Although research on the role of social media in destination marketing is growing, it evaluates online destination image (ODI) posted on Facebook, Twitter, YouTube, and TripAdvisor [
26]. Travel blogs display authentic reality that is not commercially manipulated and staged [
68]. Blogs are powerful storytelling sites in comparison to Facebook [
69]. Blogs contain the most personal evaluations of a tourist’s own experiences, wider range of emotions and richer descriptions of a place [
24]. Blogs are ranked the second most important source of destination choice and travel product (and service) consumptions after friends and family [
70]. It is a powerful electronic word-of-mouth (eWOM) and a source of organic ODI [
71]. Compared to average tourists, bloggers are experienced in travel and are more attached to a destination [
72]. Scholars have shed lights on how blogs shape tourist experiences, create meanings and tourist identity [
27,
73]. This includes the possibility for potential tourists to access tourists’ feelings, perceptions, and reflections through stories published in blogs [
25].
Bloggers reconstruct and idealise their travel stories by combining memories and emotional experiences, facts and stories about a place using different linguistic techniques, writing styles, descriptive and emotional words [
19]. Emotional experience is how a feeling towards a destination is shaped by an individual’s evaluation of the world [
16]. Through narratives, bloggers make sense of what they find different from their home culture and construct an imagination known as “rhetorics of othering”—an encounter with the exotic local people [
74]. Descriptive (to show differences) and emotional (to imply shock, surprise, or empathy) words are used to express their experiences [
19]. As bloggers reconstruct their memories into narratives, they are regenerating the life of their travel experience [
73] while extending their emotional experience to others. In other words, bloggers are not only assigning meanings and attachment to a destination, but also projecting their imagination and emotional experiences on others.

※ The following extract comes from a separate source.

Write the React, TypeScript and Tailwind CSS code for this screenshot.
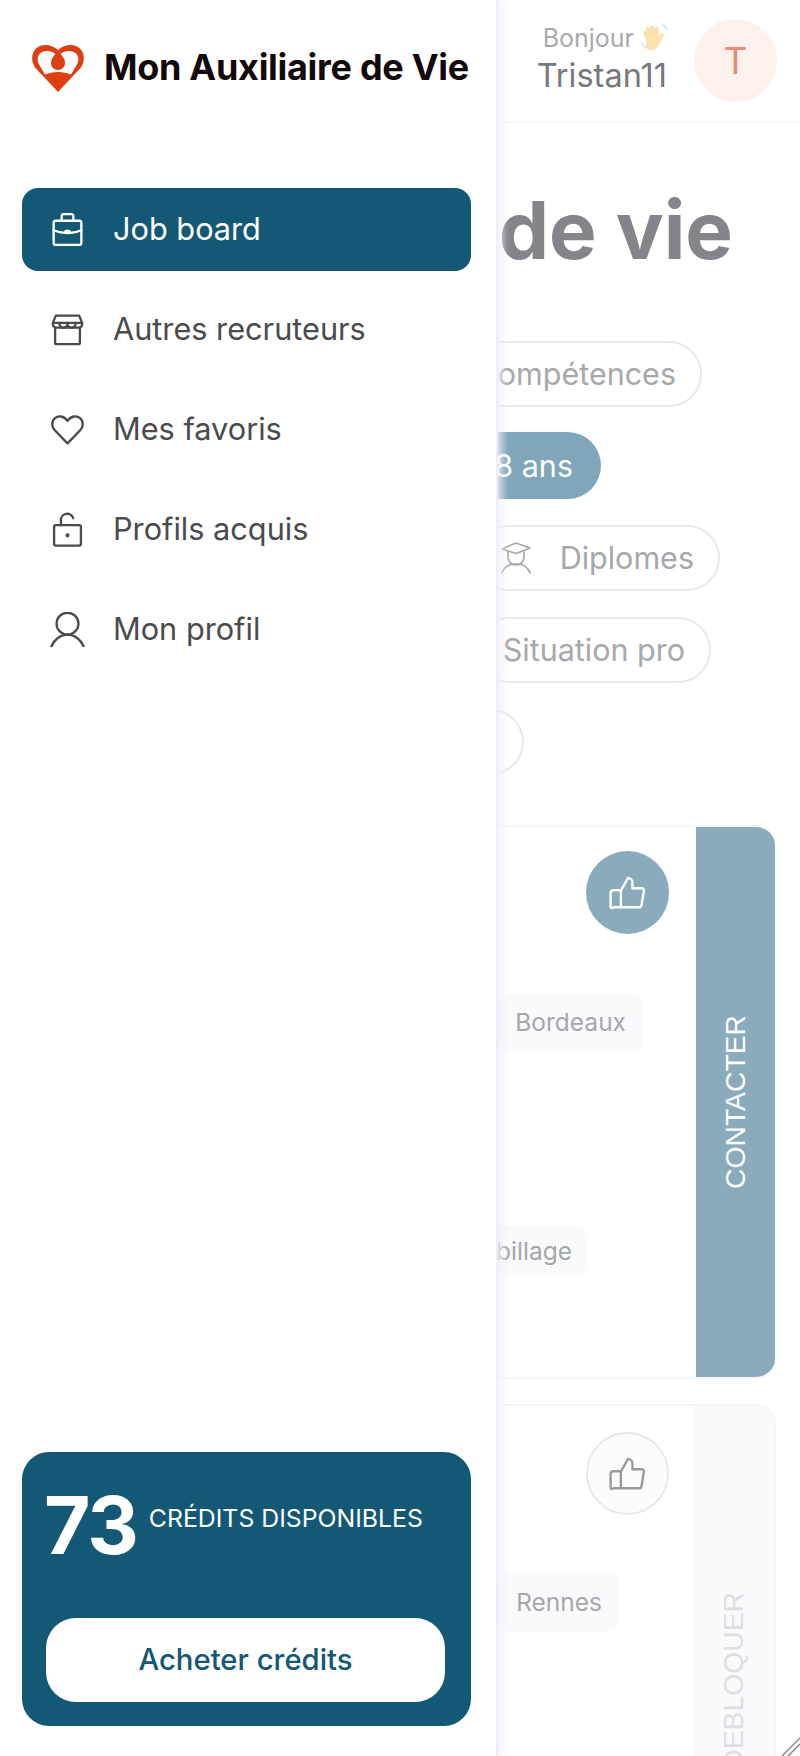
const strokeProps = { fill: "none", stroke: "currentColor", strokeWidth: 1.6, strokeLinecap: "round" as const, strokeLinejoin: "round" as const };

function Briefcase({ className }: { className: string }) {
  return (
    <svg viewBox="0 0 24 24" className={className} {...strokeProps}>
      <rect x="2.500" y="6" width="19" height="16.500" rx="1.500" />
      <path d="M8 6V3A1.500 1.500 0 0 1 9.500 1.500h5A1.500 1.500 0 0 1 16 3v3" />
      <path d="M2.500 12.500c3 1.300 5.500 1.700 8 1.800M13.500 14.300c2.500-.1 5-.5 8-1.800" />
      <rect x="10.500" y="13" width="3" height="1.500" rx=".6" />
    </svg>
  );
}
function Store({ className }: { className: string }) {
  return (
    <svg viewBox="0 0 24 24" className={className} {...strokeProps}>
      <path d="M4 2.500h16l2 5v1a2.200 2.200 0 0 1-2.200 2.200H4.200A2.200 2.200 0 0 1 2 8.500v-1z" />
      <path d="M2 7.500h20" />
      <path d="M6.500 7.500v1a2.800 2.800 0 0 0 5.500 0v-1M12 8.500a2.800 2.800 0 0 0 5.500 0v-1" />
      <path d="M3.500 11v10a1 1 0 0 0 1 1h15a1 1 0 0 0 1-1V11" />
    </svg>
  );
}
function Heart({ className }: { className: string }) {
  return (
    <svg viewBox="0 0 24 24" className={className} {...strokeProps}>
      <path d="M12 21.500 3.300 12.500C.9 10 1 6.200 3.400 4.200c2.400-2 6-1.600 8.600 1.800 2.600-3.400 6.200-3.800 8.600-1.800 2.400 2 2.500 5.800.1 8.300z" />
    </svg>
  );
}
function Lock({ className }: { className: string }) {
  return (
    <svg viewBox="0 0 24 24" className={className} {...strokeProps}>
      <rect x="2.800" y="9" width="18.400" height="14" rx="1.200" />
      <path d="M7.500 9V5.500a4.300 4.300 0 0 1 8.400-1.300" />
      <circle cx="12" cy="16" r=".6" fill="currentColor" />
    </svg>
  );
}
function User({ className }: { className: string }) {
  return (
    <svg viewBox="0 0 24 24" className={className} {...strokeProps}>
      <circle cx="12" cy="8" r="7.500" />
      <path d="M1 23.500c1.800-4.500 6-8 11-8s9.200 3.500 11 8" />
    </svg>
  );
}
function Thumb({ className }: { className: string }) {
  return (
    <svg viewBox="0 0 24 24" className={className} {...strokeProps} strokeWidth={1.5}>
      <path d="M7.500 21V10.500L12 2.500c1.500 0 2.800 1.200 2.800 2.800V9h5.800c1 0 1.600.8 1.400 1.800l-1.500 9c-.1.700-.7 1.200-1.400 1.200H2.800C1.800 22 1 21.300 1 20.300V12c0-1 .8-1.700 1.800-1.700h4.700" />
    </svg>
  );
}
function Cap({ className }: { className: string }) {
  return (
    <svg viewBox="0 0 32 34" className={className} {...strokeProps} strokeWidth={1.7}>
      <path d="M2 8 16 2l14 5-14 5.500z" />
      <path d="M8 11v5a8 8 0 0 0 16 0v-5" />
      <path d="M2 32c2-6 7-9 14-9s12 3 14 9" />
    </svg>
  );
}
function Wave({ className }: { className: string }) {
  return (
    <svg viewBox="0 0 28 28" className={className}>
      <path d="M6 15 3.500 9.500c-.8-1.800 1.500-2.800 2.400-1L8 12 6 6c-.6-2 1.900-2.800 2.600-.8L11 11 9.800 4c-.3-2 2.300-2.300 2.600-.4L14 10l.2-5c.1-2 2.500-1.800 2.500.1l.3 8 2.400-2.500c1.500-1.500 3.300.2 2 1.800l-3.500 6.500c-2 5-6.500 7.500-10 5.500C4.500 22.500 7 18 6 15z" fill="#fbe3ab" stroke="#f3d68f" strokeWidth=".5" />
      <path d="M21 2c2 .6 3.500 2 4 4M2 19c.5 2 2 3.500 4 4" fill="none" stroke="#d8e2ee" strokeWidth="1.500" strokeLinecap="round" />
    </svg>
  );
}
function Logo() {
  return (
    <svg viewBox="0 0 52 47" className="w-[52px] h-[47px] shrink-0">
      <path fillRule="evenodd" fill="#dc3f12" d="M26 47 3.500 23C-1 18-1 8 4 3.500 10-1.500 19-1 26 5 33-1 42-1.500 48 3.500 53 8 53 18 48.500 23ZM26 11C21 5.500 13 4.500 8.500 8 4.500 11.500 5 17 8 21L13 29.500C17 28 21 27 26 27S35 28 39 29.500L44 21C47 17 47.500 11.500 43.500 8 39 4.500 31 5.500 26 11Z" />
      <path fill="#dc3f12" d="M26 6c3.500 3.500 7 7.500 7 12 0 4-3.200 7-7 7s-7-3-7-7c0-4.500 3.500-8.500 7-12z" />
    </svg>
  );
}

const nav = [
  { label: "Job board", Icon: Briefcase, active: true },
  { label: "Autres recruteurs", Icon: Store },
  { label: "Mes favoris", Icon: Heart },
  { label: "Profils acquis", Icon: Lock },
  { label: "Mon profil", Icon: User },
];

function Pill({ children, className }: { children: React.ReactNode; className: string }) {
  return (
    <div className={`h-[66px] rounded-full border-2 border-[#e8e8e8] flex items-center gap-[28px] px-[24px] text-[30.500px] text-[#a7a8ab] bg-white ${className}`}>
      {children}
    </div>
  );
}

function Chip({ children, className }: { children: React.ReactNode; className: string }) {
  return (
    <div className={`rounded-[10px] bg-[#fafafc] px-[16px] flex items-center text-[24.500px] text-[#a6a7aa] ${className}`}>
      {children}
    </div>
  );
}

export default function App() {
  return (
    <div className="relative w-[800px] h-[1756px] overflow-hidden bg-white font-['Inter',sans-serif]">
      <main className="flex flex-col">
        <header className="h-[123px] border-b-2 border-[#f7f7f9] flex items-center justify-end pr-[23px] gap-[26px]">
          <div className="flex flex-col items-end">
            <div className="flex items-center gap-[6px] text-[25px] leading-[34px] text-[#a8a9ac] -mt-[4px] -mr-[2px]">
              Bonjour <Wave className="w-[30px] h-[30px]" />
            </div>
            <div className="text-[32.500px] leading-[42px] text-[#77787c] pr-[1px]">Tristan11</div>
          </div>
          <div className="w-[83px] h-[83px] rounded-full bg-[#fdf1ee] flex items-center justify-center text-[37px] text-[#e48d73]">T</div>
        </header>

        <h1 className="mt-[62px] mr-[67px] text-right text-[80px] leading-[90px] font-bold text-[#84858b] whitespace-nowrap">de vie</h1>

        <div className="mt-[66px] flex flex-col items-end">
          <Pill className="mr-[98px]">Compétences</Pill>
          <div className="mt-[25px] mr-[199px] h-[67px] rounded-full bg-[#80a6b9] flex items-center px-[28px] text-[30.500px] text-white">18 ans</div>
          <Pill className="mt-[26px] mr-[80px]"><Cap className="w-[32px] h-[34px]" /> Diplomes</Pill>
          <Pill className="mt-[26px] mr-[89px]">Situation pro</Pill>
          <Pill className="mt-[26px] mr-[276px]">Autres</Pill>
        </div>

        <section className="mt-[50px] ml-[22px] mr-[25px] h-[554px] shrink-0 flex rounded-[20px] border-t-2 border-b-2 border-[#f5f5f7] overflow-hidden">
          <div className="flex-1 flex flex-col items-end">
            <div className="mt-[24px] mr-[27px] w-[83px] h-[83px] rounded-full bg-[#8aabbc] flex items-center justify-center text-white">
              <Thumb className="w-[38px] h-[38px]" />
            </div>
            <Chip className="mt-[60px] mr-[54px] h-[57px]">Bordeaux</Chip>
            <Chip className="mt-[175px] mr-[108px] h-[50px]">Habillage</Chip>
          </div>
          <div className="w-[79px] bg-[#8aabbc] flex items-center justify-center text-white text-[28.300px]">
            <span className="[writing-mode:vertical-rl] rotate-180 font-['Liberation_Sans',sans-serif]">CONTACTER</span>
          </div>
        </section>

        <section className="mt-[25px] ml-[22px] mr-[24px] h-[552px] shrink-0 flex rounded-t-[20px] border-t-2 border-[#f5f5f7] overflow-hidden">
          <div className="flex-1 flex flex-col items-end">
            <div className="mt-[26px] mr-[24px] w-[83px] h-[83px] rounded-full border-2 border-[#e8e8e8] bg-[#fcfcfd] flex items-center justify-center text-[#98999c]">
              <Thumb className="w-[38px] h-[38px]" />
            </div>
            <Chip className="mt-[58px] mr-[75px] h-[59px]">Rennes</Chip>
          </div>
          <div className="w-[83px] bg-[#fafafc] border-r-2 border-[#f5f5f7] flex items-center justify-center text-[#dedfe2] text-[28.300px]">
            <span className="[writing-mode:vertical-rl] rotate-180 font-['Liberation_Sans',sans-serif]">DEBLOQUER</span>
          </div>
        </section>
      </main>

      <aside className="absolute left-0 top-0 bottom-0 w-[498px] bg-white border-r-2 border-[#eeeef6] shadow-[4px_0_8px_rgba(240,240,250,0.9)] flex flex-col">
        <div className="h-[188px] pl-[32px] pt-[45px] flex items-start gap-[20px]">
          <Logo />
          <span className="text-[36px] leading-[44px] font-bold text-[#14090a] tracking-[-0.3px] whitespace-nowrap">Mon Auxiliaire de Vie</span>
        </div>
        <nav className="flex flex-col gap-[17px] pl-[22px] pr-[25px]">
          {nav.map(({ label, Icon, active }) => (
            <div key={label} className={`h-[83px] rounded-[16px] flex items-center pl-[28px] gap-[28px] text-[30.700px] ${active ? "bg-[#135875] text-white" : "text-[#4b4b4d]"}`}>
              <Icon className="w-[35px] h-[35px]" />
              <span>{label}</span>
            </div>
          ))}
        </nav>
        <div className="mt-auto mb-[30px] ml-[22px] mr-[25px] h-[274px] rounded-[27px] bg-[#135875] text-white pl-[24px] pr-[26px] pt-[33px] flex flex-col">
          <div className="flex items-start gap-[12px] h-[105px]">
            <span className="text-[80px] leading-[80px] font-bold tracking-[-2px] -ml-[2px]">73</span>
            <span className="text-[24.800px] leading-[32px] mt-[17px] whitespace-nowrap">CRÉDITS DISPONIBLES</span>
          </div>
          <div className="mt-[28px] h-[84px] rounded-[30px] bg-white flex items-center justify-center text-[#135875] text-[29.300px] font-medium">Acheter crédits</div>
        </div>
      </aside>

      <svg viewBox="0 0 20 20" className="absolute right-0 bottom-0 w-[20px] h-[20px]">
        <path d="M2 20 20 2M8 20 20 8" stroke="#8a8a8a" strokeWidth="1.500" fill="none" />
      </svg>
    </div>
  );
}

Blogger’s narratives, whether in the form of written text or visual media, frame the way others make sense of places [
75]. Bloggers incorporate lived experiences and knowledge and make sense of a destination by reinterpreting and retelling stories [
76]. Through this incorporation, blogger’s narratives take on new meanings for a destination and thus narratives are place-making tools [
77]. Values and meanings of travel experiences such as stories of risk and challenge, accounts of learning and reflection, accounts of novelty and difference, accounts of self-expansion, and stories of escape are embedded in narratives to allow access to a blogger’s emotional experience about a destination [
25]. For example, stories of risks taken (such as bungee jumping and skydiving) and challenges (including hardships and difficulties) that dominate blogger’s narratives [
19] will stimulate reader’s imagination and form an organic (unintended exposure to destination) or induced (intended search of destination information) image in the mind of readers. Blogs can generate consequences and risks that challenge the intended destination image [
71]. Narratives shared in the post-consumption stage are blogger’s perceived images known as complex image. Blogger’s complex image shapes potential tourists’ pre-visit image, that is, organic and induced images which affect their destination choice [
71]. Through destination image, blogs allow tourists to define these meanings of destination and share the meanings with readers. Through narratives, bloggers develop emotional attachment to destinations for their readers.